Youth Entering Foster Care

Child Trends analyzed the following data for the Annie E Casey Foundation and reported the below:

  • For young people ages 1421 enter­ing foster care, neglect — not child behavioral problems or abuse — is the reason cited most frequently for the reason they enter foster care.
  • Nationally, child welfare systems find families for fewer than half of teenagers and young adults in foster care.
  • More states offer extended foster care ser­vices and assistance for young people beyond age 18, but enrollment is low.
  • Too few transition-age teenagers and young adults receive the fed­er­al­ly funded ser­vices intended to prepare them to thrive when they leave foster care.
  • Fewer than half (47%) of transition-age young people received one or more of the ser­vices during all the years they were eligible.

The Importance of the Family Unit

According to the National Council for Adoption (NCFA), there was a time when many youth in care longed for the day they would turn 18. The end of moving from foster home to foster home was in sight and aging out of the system meant freedom. Yet once on their own they realize how ill-prepared they are for adulthood. Without the support from a permanent family, the lack of stability is also debilitating. It is widely reported that youth who age out of foster care have a significantly higher rate of becoming homeless, on welfare, turning to drugs or being incarcerated.

Those who are part of a family unit, either by birth or adoption, develop a sense belonging and age 18 is a normal pathway to adulthood. Yet youth who have aged out of care find themselves struggling to understand their responsibilities and have no one to turn to for assistance and guidance.

In 2014, Rita Soronen, President and CEO of The Dave Thomas Foundation, wrote an article for CNN. Her words resonate deeply and still ring true today. She wrote:

Considering the trauma these children have endured at a young age, the moves from foster family to foster family and the abandonment they feel, it’s no wonder they are at a higher risk for a grim future.

Conservative studies find one in five will become homeless after 18; at 24, only half will be employed; less than 3% will have earned a college degree; 71% of women will be pregnant by 21; and one in four will have experienced post-traumatic stress disorder at twice the rate of United States war veterans. And too often, many are at risk of moving back into government systems — from juvenile centers to prison.

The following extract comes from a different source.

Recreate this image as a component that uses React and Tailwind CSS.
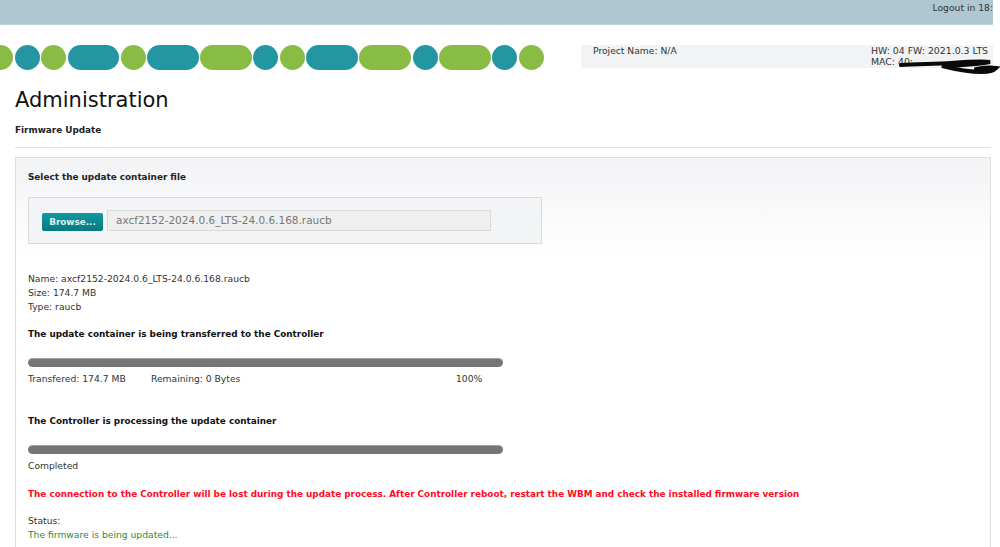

There is a cycle of violence and helplessness innate in the lives of the hundreds of thousands of children in the U.S. foster care system. And yet millions of Americans are unaware that thousands of children remain in this cycle, and those charged with their protection fail to commit to better solutions for educational and vocational support, employment, life skills training and secure homes.

It is our duty as a nation to end this cycle. We made promises to these 101,000 children in foster care waiting to be adopted [current statistics according to AFCARS is 109,000 waiting to be adopted] that we would find them safe, supportive homes. We must take the lead and work harder to do that. If children have been permanently separated from their families and freed for adoption, it’s unacceptable that they end up without one…

We must demand justice and safety at every level for children, not only because it is their basic human right but because those who grow and learn in just environments and with the protection of families ultimately create human and thriving societies as adults.

The Cost of Aging Out of Foster Care

Many Americans are eager to adopt internationally and willing to pay the high financial cost of doing so. Yet with over 109,000 children currently available for adoption from the US foster care system, why do we not have families stepping forward for them? These are our children – they are in your neighborhood, attend school with your child, and yet they remain quietly under the radar.

The cost of allowing youth to age out of foster care without any family ties is not only a financial one impacting each of our state budgets. Looking at the human cost, we find it even more wrenching. The NCFA breaks down this emotional cost so well in their article on this subject.

The emotional insecurity that comes from a failure to find permanency is very real. There are some easily nameable losses, daily interactions that go missing, that most of us need and instinctively desire – a place to go for the holidays, parents to stand behind us or walk us down the aisle on our wedding day, grandparents to spoil our future children, a family you can always call on for support and advice. Studies have shown that confidence, self-knowledge, and healthy physical and mental development depends on strong, permanent attachments that occur in early childhood and continue into adulthood. The heart-wrenching insecurity that comes from the lack of this emotional safety net has a severe impact on youth who age out of care.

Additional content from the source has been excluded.